Frankreich und Spanien als Vorreiter
In der deutschen Wirtschaft sei diese Offenheit allerdings noch nicht angekommen. "Ich halte immer noch Ausschau nach dem ersten schwulen oder lesbischen DAX-Vorstand", sagt Beck. Auch Claudia Roth sieht dringenden Nachholbedarf: "Dass in Deutschland die Ehe immer noch nicht für homosexuelle Paare geöffnet ist, ist international eine Peinlichkeit." Weltweit könnten bereits in 15 Ländern gleichgeschlechtliche Paare eine Ehe eingehen. "Aber deutsche Homosexuelle leben in einem Schlaraffenland im Vergleich zu Ländern wie Uganda oder Russland", so Berger. Der ugandische Präsident hatte Ende Februar ein Gesetz unterzeichnet, nach dem Schwule und Lesben zu lebenslangen Freiheitsstrafen verurteilt werden können.

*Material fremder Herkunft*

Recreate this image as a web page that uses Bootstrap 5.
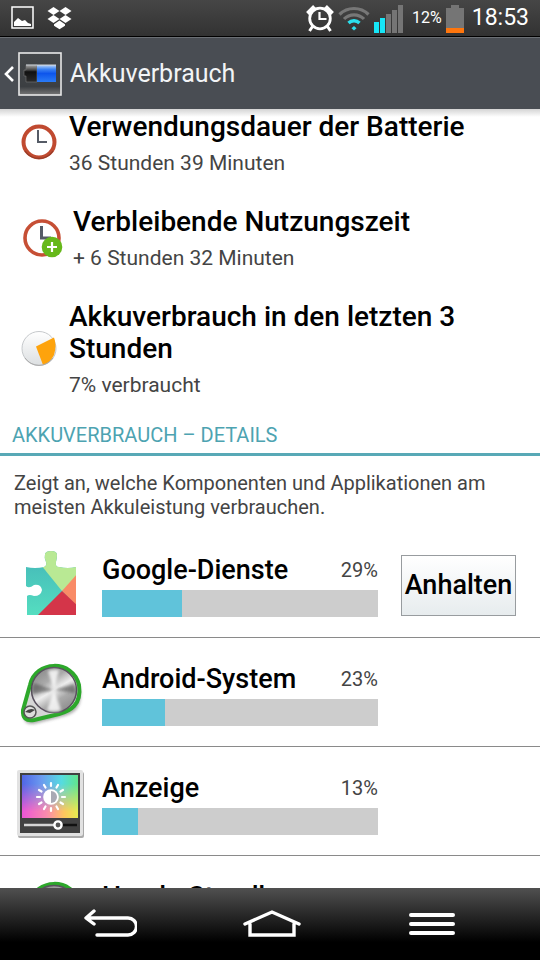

Doch auch Deutschland sei nicht frei von homophober Gewalt und Diskriminierung. Berger weiß, wovon er spricht. Nach seinem Outing vor vier Jahren wurde dem Theologen die kirchliche Lehrerlaubnis entzogen, er verlor seine Arbeit als Religionslehrer. Es folgten Anfeindungen von extremen Katholiken und Morddrohungen. Seine Veranstaltungen konnten nur unter Polizeischutz stattfinden - 16 Jahre nach Abschaffung des Paragrafen. "Der Paragraf 175 lebt in den Köpfen teilweise immer noch weiter", sagt Berger. Zum Glück seien aber die positiven Äußerungen über sein Outing deutlich in der Überzahl gewesen.